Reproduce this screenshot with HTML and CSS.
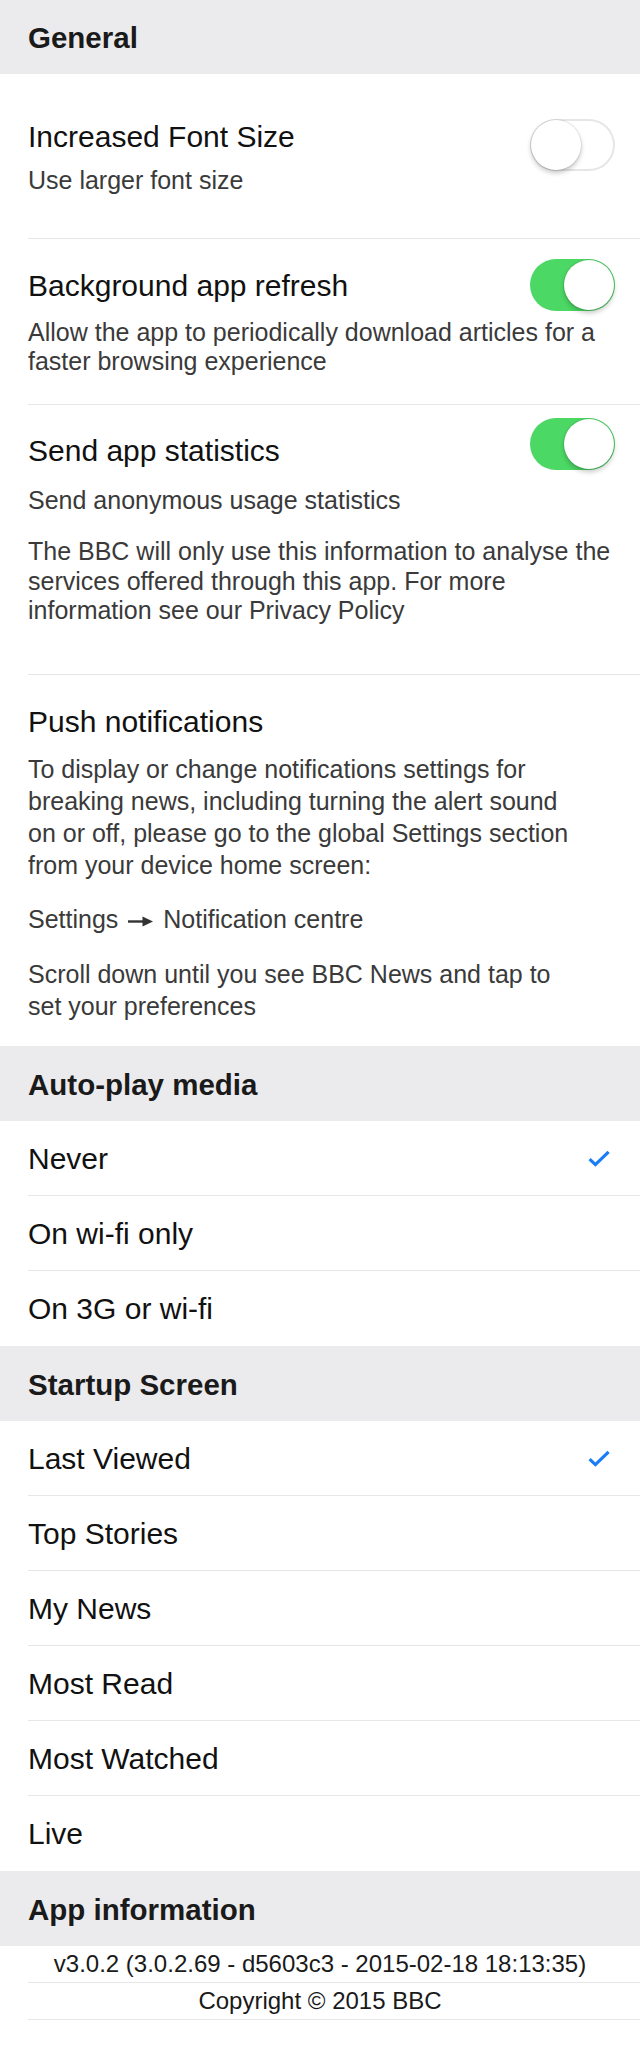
FILE: index.html
```html
<!DOCTYPE html>
<html lang="en">
<head>
<meta charset="utf-8">
<title>Settings</title>
<link rel="stylesheet" href="styles.css">
</head>
<body>
<main class="page">
  <section class="group">
    <h2 class="group-head group-head--first">General</h2>

    <div class="setting setting--font">
      <div class="setting-title">Increased Font Size</div>
      <span class="switch switch--off"><span class="knob"></span></span>
      <p class="setting-desc desc-sub">Use larger font size</p>
    </div>

    <div class="setting setting--refresh">
      <div class="setting-title">Background app refresh</div>
      <span class="switch switch--on"><span class="knob"></span></span>
      <p class="setting-desc desc-wrap">Allow the app to periodically download articles for a<br>faster browsing experience</p>
    </div>

    <div class="setting setting--stats">
      <div class="setting-title">Send app statistics</div>
      <span class="switch switch--on"><span class="knob"></span></span>
      <p class="setting-desc desc-sub">Send anonymous usage statistics</p>
      <p class="setting-desc desc-note">The BBC will only use this information to analyse the<br>services offered through this app. For more<br>information see our Privacy Policy</p>
    </div>

    <div class="push">
      <div class="setting-title">Push notifications</div>
      <p class="push-text push-text--intro">To display or change notifications settings for<br>breaking news, including turning the alert sound<br>on or off, please go to the global Settings section<br>from your device home screen:</p>
      <p class="push-text push-text--path">Settings <svg class="arrow" width="25" height="11" viewBox="0 0 25 11" aria-hidden="true"><rect x="0" y="4.3" width="16" height="2.4" fill="#333"/><polygon points="14.5,0.5 25,5.5 14.5,10.5" fill="#333"/></svg> Notification centre</p>
      <p class="push-text push-text--scroll">Scroll down until you see BBC News and tap to<br>set your preferences</p>
    </div>
  </section>

  <section class="group">
    <h2 class="group-head">Auto-play media</h2>
    <ul class="options">
      <li class="option"><span>Never</span><svg class="check" width="22" height="17" viewBox="0 0 22 17" aria-hidden="true"><path d="M1.6 9.2 L7.4 14.6 L20.6 1.8" fill="none" stroke="#1a7df8" stroke-width="3.2" stroke-linejoin="miter"/></svg></li>
      <li class="option"><span>On wi-fi only</span></li>
      <li class="option"><span>On 3G or wi-fi</span></li>
    </ul>
  </section>

  <section class="group">
    <h2 class="group-head">Startup Screen</h2>
    <ul class="options">
      <li class="option"><span>Last Viewed</span><svg class="check" width="22" height="17" viewBox="0 0 22 17" aria-hidden="true"><path d="M1.6 9.2 L7.4 14.6 L20.6 1.8" fill="none" stroke="#1a7df8" stroke-width="3.2" stroke-linejoin="miter"/></svg></li>
      <li class="option"><span>Top Stories</span></li>
      <li class="option"><span>My News</span></li>
      <li class="option"><span>Most Read</span></li>
      <li class="option"><span>Most Watched</span></li>
      <li class="option"><span>Live</span></li>
    </ul>
  </section>

  <section class="group">
    <h2 class="group-head">App information</h2>
    <div class="info-row">v3.0.2 (3.0.2.69 - d5603c3 - 2015-02-18 18:13:35)</div>
    <div class="info-row">Copyright © 2015 BBC</div>
  </section>
</main>
</body>
</html>
```

FILE: styles.css
```css
html, body {
  margin: 0;
  padding: 0;
  background: #ffffff;
}

body {
  font-family: "Liberation Sans", Arial, Helvetica, sans-serif;
  color: #000;
  width: 640px;
}

.page {
  display: block;
}

.group {
  margin: 0;
}

.group-head {
  margin: 0;
  box-sizing: border-box;
  height: 75px;
  padding: 21px 27px 0 28px;
  background: #ebebed;
  color: #1a1a1a;
  font-size: 29.5px;
  line-height: 36px;
  font-weight: 700;
}

.group-head--first {
  height: 74px;
  padding-top: 20px;
}

/* General settings rows */
.setting {
  display: grid;
  grid-template-columns: 1fr auto;
  margin-left: 28px;
  padding-right: 25px;
  border-bottom: 1px solid #e7e7e9;
}

.setting-title {
  grid-column: 1;
  grid-row: 1;
  font-size: 30px;
  line-height: 36px;
  color: #111111;
}

.switch {
  grid-column: 2;
  grid-row: 1 / span 2;
  align-self: start;
  display: flex;
  align-items: center;
  box-sizing: border-box;
  width: 85px;
  height: 52px;
  padding: 0 1px;
  border-radius: 26px;
}

.switch--off {
  background: #ffffff;
  box-shadow: inset 0 0 0 2px #e6e6e6;
}

.switch--on {
  justify-content: flex-end;
  background: #4cd864;
}

.knob {
  display: block;
  width: 50px;
  height: 50px;
  border-radius: 50%;
  background: #ffffff;
  box-shadow: 0 3px 5px rgba(0, 0, 0, 0.22), 0 0 0 1px rgba(0, 0, 0, 0.07);
}

.setting-desc {
  grid-column: 1 / -1;
  grid-row: 2;
  margin: 0 -14px 0 0;
  font-size: 25px;
  color: #3a3a3a;
}

.desc-sub {
  line-height: 30px;
}

.desc-wrap {
  line-height: 29px;
}

.desc-note {
  grid-row: 3;
  line-height: 29.5px;
  margin-top: 22px;
}

.setting--font {
  padding-top: 45px;
  padding-bottom: 43px;
}

.setting--font .desc-sub {
  margin-top: 10px;
}

.setting--refresh {
  padding-top: 20px;
  padding-bottom: 28px;
}

.setting--refresh .setting-title {
  margin-top: 9px;
}

.setting--refresh .desc-wrap {
  margin-top: 14px;
}

.setting--stats {
  padding-top: 13px;
  padding-bottom: 48px;
}

.setting--stats .setting-title {
  margin-top: 15px;
}

.setting--stats .desc-sub {
  margin-top: 16px;
}

/* Push notifications block */
.push {
  margin-left: 28px;
  padding: 29px 14px 24px 0;
}

.push-text {
  margin: 0;
  font-size: 25px;
  line-height: 32px;
  color: #3a3a3a;
}

.push-text--intro {
  margin-top: 13px;
}

.push-text--path {
  margin-top: 22px;
}

.push-text--scroll {
  margin-top: 23px;
}

.arrow {
  display: inline-block;
  vertical-align: 1px;
  margin: 0 3px;
}

/* Option lists */
.options {
  list-style: none;
  margin: 0;
  padding: 0;
}

.option {
  display: flex;
  align-items: center;
  justify-content: space-between;
  box-sizing: border-box;
  height: 75px;
  margin-left: 28px;
  padding: 20px 30px 18px 0;
  border-bottom: 1px solid #e7e7e9;
  font-size: 30px;
  line-height: 36px;
  color: #111111;
}

.option:last-child {
  border-bottom-color: transparent;
}

.check {
  display: block;
  margin-top: 0;
}

/* App information */
.info-row {
  box-sizing: border-box;
  height: 37px;
  margin-left: 28px;
  padding-right: 28px;
  border-bottom: 1px solid #e7e7e9;
  text-align: center;
  font-size: 24px;
  line-height: 36px;
  color: #1a1a1a;
}
```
# # # # #
** Prompt **
Make an exact copy of the data above, pictures excluded.

** Finished task **
Reproduce this screenshot with HTML and CSS.
FILE: index.html
```html
<!DOCTYPE html>
<html lang="en">
<head>
<meta charset="utf-8">
<title>Settings</title>
<link rel="stylesheet" href="styles.css">
</head>
<body>
<main class="page">
  <section class="group">
    <h2 class="group-head group-head--first">General</h2>

    <div class="setting setting--font">
      <div class="setting-title">Increased Font Size</div>
      <span class="switch switch--off"><span class="knob"></span></span>
      <p class="setting-desc desc-sub">Use larger font size</p>
    </div>

    <div class="setting setting--refresh">
      <div class="setting-title">Background app refresh</div>
      <span class="switch switch--on"><span class="knob"></span></span>
      <p class="setting-desc desc-wrap">Allow the app to periodically download articles for a<br>faster browsing experience</p>
    </div>

    <div class="setting setting--stats">
      <div class="setting-title">Send app statistics</div>
      <span class="switch switch--on"><span class="knob"></span></span>
      <p class="setting-desc desc-sub">Send anonymous usage statistics</p>
      <p class="setting-desc desc-note">The BBC will only use this information to analyse the<br>services offered through this app. For more<br>information see our Privacy Policy</p>
    </div>

    <div class="push">
      <div class="setting-title">Push notifications</div>
      <p class="push-text push-text--intro">To display or change notifications settings for<br>breaking news, including turning the alert sound<br>on or off, please go to the global Settings section<br>from your device home screen:</p>
      <p class="push-text push-text--path">Settings <svg class="arrow" width="25" height="11" viewBox="0 0 25 11" aria-hidden="true"><rect x="0" y="4.3" width="16" height="2.4" fill="#333"/><polygon points="14.5,0.5 25,5.5 14.5,10.5" fill="#333"/></svg> Notification centre</p>
      <p class="push-text push-text--scroll">Scroll down until you see BBC News and tap to<br>set your preferences</p>
    </div>
  </section>

  <section class="group">
    <h2 class="group-head">Auto-play media</h2>
    <ul class="options">
      <li class="option"><span>Never</span><svg class="check" width="22" height="17" viewBox="0 0 22 17" aria-hidden="true"><path d="M1.6 9.2 L7.4 14.6 L20.6 1.8" fill="none" stroke="#1a7df8" stroke-width="3.2" stroke-linejoin="miter"/></svg></li>
      <li class="option"><span>On wi-fi only</span></li>
      <li class="option"><span>On 3G or wi-fi</span></li>
    </ul>
  </section>

  <section class="group">
    <h2 class="group-head">Startup Screen</h2>
    <ul class="options">
      <li class="option"><span>Last Viewed</span><svg class="check" width="22" height="17" viewBox="0 0 22 17" aria-hidden="true"><path d="M1.6 9.2 L7.4 14.6 L20.6 1.8" fill="none" stroke="#1a7df8" stroke-width="3.2" stroke-linejoin="miter"/></svg></li>
      <li class="option"><span>Top Stories</span></li>
      <li class="option"><span>My News</span></li>
      <li class="option"><span>Most Read</span></li>
      <li class="option"><span>Most Watched</span></li>
      <li class="option"><span>Live</span></li>
    </ul>
  </section>

  <section class="group">
    <h2 class="group-head">App information</h2>
    <div class="info-row">v3.0.2 (3.0.2.69 - d5603c3 - 2015-02-18 18:13:35)</div>
    <div class="info-row">Copyright © 2015 BBC</div>
  </section>
</main>
</body>
</html>
```

FILE: styles.css
```css
html, body {
  margin: 0;
  padding: 0;
  background: #ffffff;
}

body {
  font-family: "Liberation Sans", Arial, Helvetica, sans-serif;
  color: #000;
  width: 640px;
}

.page {
  display: block;
}

.group {
  margin: 0;
}

.group-head {
  margin: 0;
  box-sizing: border-box;
  height: 75px;
  padding: 21px 27px 0 28px;
  background: #ebebed;
  color: #1a1a1a;
  font-size: 29.5px;
  line-height: 36px;
  font-weight: 700;
}

.group-head--first {
  height: 74px;
  padding-top: 20px;
}

/* General settings rows */
.setting {
  display: grid;
  grid-template-columns: 1fr auto;
  margin-left: 28px;
  padding-right: 25px;
  border-bottom: 1px solid #e7e7e9;
}

.setting-title {
  grid-column: 1;
  grid-row: 1;
  font-size: 30px;
  line-height: 36px;
  color: #111111;
}

.switch {
  grid-column: 2;
  grid-row: 1 / span 2;
  align-self: start;
  display: flex;
  align-items: center;
  box-sizing: border-box;
  width: 85px;
  height: 52px;
  padding: 0 1px;
  border-radius: 26px;
}

.switch--off {
  background: #ffffff;
  box-shadow: inset 0 0 0 2px #e6e6e6;
}

.switch--on {
  justify-content: flex-end;
  background: #4cd864;
}

.knob {
  display: block;
  width: 50px;
  height: 50px;
  border-radius: 50%;
  background: #ffffff;
  box-shadow: 0 3px 5px rgba(0, 0, 0, 0.22), 0 0 0 1px rgba(0, 0, 0, 0.07);
}

.setting-desc {
  grid-column: 1 / -1;
  grid-row: 2;
  margin: 0 -14px 0 0;
  font-size: 25px;
  color: #3a3a3a;
}

.desc-sub {
  line-height: 30px;
}

.desc-wrap {
  line-height: 29px;
}

.desc-note {
  grid-row: 3;
  line-height: 29.5px;
  margin-top: 22px;
}

.setting--font {
  padding-top: 45px;
  padding-bottom: 43px;
}

.setting--font .desc-sub {
  margin-top: 10px;
}

.setting--refresh {
  padding-top: 20px;
  padding-bottom: 28px;
}

.setting--refresh .setting-title {
  margin-top: 9px;
}

.setting--refresh .desc-wrap {
  margin-top: 14px;
}

.setting--stats {
  padding-top: 13px;
  padding-bottom: 48px;
}

.setting--stats .setting-title {
  margin-top: 15px;
}

.setting--stats .desc-sub {
  margin-top: 16px;
}

/* Push notifications block */
.push {
  margin-left: 28px;
  padding: 29px 14px 24px 0;
}

.push-text {
  margin: 0;
  font-size: 25px;
  line-height: 32px;
  color: #3a3a3a;
}

.push-text--intro {
  margin-top: 13px;
}

.push-text--path {
  margin-top: 22px;
}

.push-text--scroll {
  margin-top: 23px;
}

.arrow {
  display: inline-block;
  vertical-align: 1px;
  margin: 0 3px;
}

/* Option lists */
.options {
  list-style: none;
  margin: 0;
  padding: 0;
}

.option {
  display: flex;
  align-items: center;
  justify-content: space-between;
  box-sizing: border-box;
  height: 75px;
  margin-left: 28px;
  padding: 20px 30px 18px 0;
  border-bottom: 1px solid #e7e7e9;
  font-size: 30px;
  line-height: 36px;
  color: #111111;
}

.option:last-child {
  border-bottom-color: transparent;
}

.check {
  display: block;
  margin-top: 0;
}

/* App information */
.info-row {
  box-sizing: border-box;
  height: 37px;
  margin-left: 28px;
  padding-right: 28px;
  border-bottom: 1px solid #e7e7e9;
  text-align: center;
  font-size: 24px;
  line-height: 36px;
  color: #1a1a1a;
}
```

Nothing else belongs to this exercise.